Patent Document 1: Japanese Unexamined Patent Application No. 2004-315917
Patent Document 2: Japanese Unexamined Patent Application No. H1-171655
Patent Document 3: Japanese Unexamined Patent Application No. 2000-73106
The above previous inventions are preceding inventions by the present applicants, and the materials of the resistance heating elements in the heat treatment holder are limited to materials with a high heat resistance and with a comparatively high specific resistance. In Japanese Unexamined Patent Application, First Publication No. 2004-315917, graphite, Nichrome, tungsten, molybdenum, tantalum, ceramics, and Fe—Cr—Al are given as materials for a resistance heating element having such properties.
However, compared to heat resisting steel conventionally used as the heat treatment holder, these resistance heating element materials are costly as materials and have inferior workability. Accordingly, the above conventional inventions have the problem of the heat treatment holder being more costly than conventional heat treatment holders. The development of technology that enables equalization of heater output and improvement of thermal efficiency without raising the cost of the heat treatment holder has therefore been desired.
The present invention was achieved in view of the aforementioned circumstances, and has as its object suppression of a cost increase of the heat treatment holder as well as achievement of equalization of heater output and improvement of thermal efficiency by broadening the selection scope of materials of the heat treatment holder (particularly, materials of the resistance heating elements).
The present invention adopts the solving means of using a heat treatment holder in which a resistance heating material having specific resistance higher than a base material of the resistance heating elements is mixed in the base material.
In accordance with the present invention, by mixing the resistance heating material in the base material of the resistance heating elements, it is possible to make the specific resistance of the heat treatment holder higher than the original specific resistance of the base material. Accordingly, since selection of materials with a comparatively low specific resistance as the base material of the resistance heating elements becomes possible, it becomes possible to broaden the selection range of base materials of the resistance heating elements, and as a result a cost reduction and improvement in workability of the heat treatment holder become possible.
In accordance with the present invention, since it is possible to adopt, for example, heat resisting steel that has been conventionally used as the heat treatment holder, it is possible to reliably achieve a cost reduction and improvement in workability in the heat treatment holder.

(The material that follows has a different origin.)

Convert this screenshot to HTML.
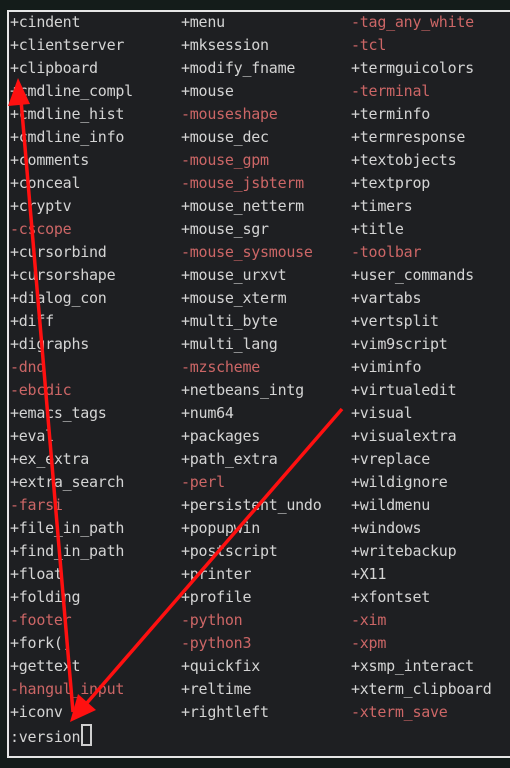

Also, the present invention adopts the solution means of using a heat treatment holder in which a resistance heating material having a specific resistance higher than the base material is formed as a coating on the surface of the base material of the resistance heating elements.
In accordance with this invention, since the resistance heating material is formed as a coating on the surface of the base material of the resistance heating elements, it is possible to make the specific resistance higher than the base material at the surface of the heat treatment holder, and thereby it becomes possible to select a material with a specific resistance that is comparatively low as the base material of the resistance heating elements.
Also, the present invention adopts the solution means of using a heat treatment holder in which a plurality of element members of a predetermined shape are connected.
In accordance with this invention, resistance heating occurs by contact resistance at the connecting portions of the element members. Accordingly, since it is possible to select materials with a comparatively low specific resistance as the base material of the resistance heating elements, it becomes possible to broaden the selection range of base materials of the resistance heating elements.
The preferred embodiments of the present invention shall be described hereinbelow with reference to the drawings.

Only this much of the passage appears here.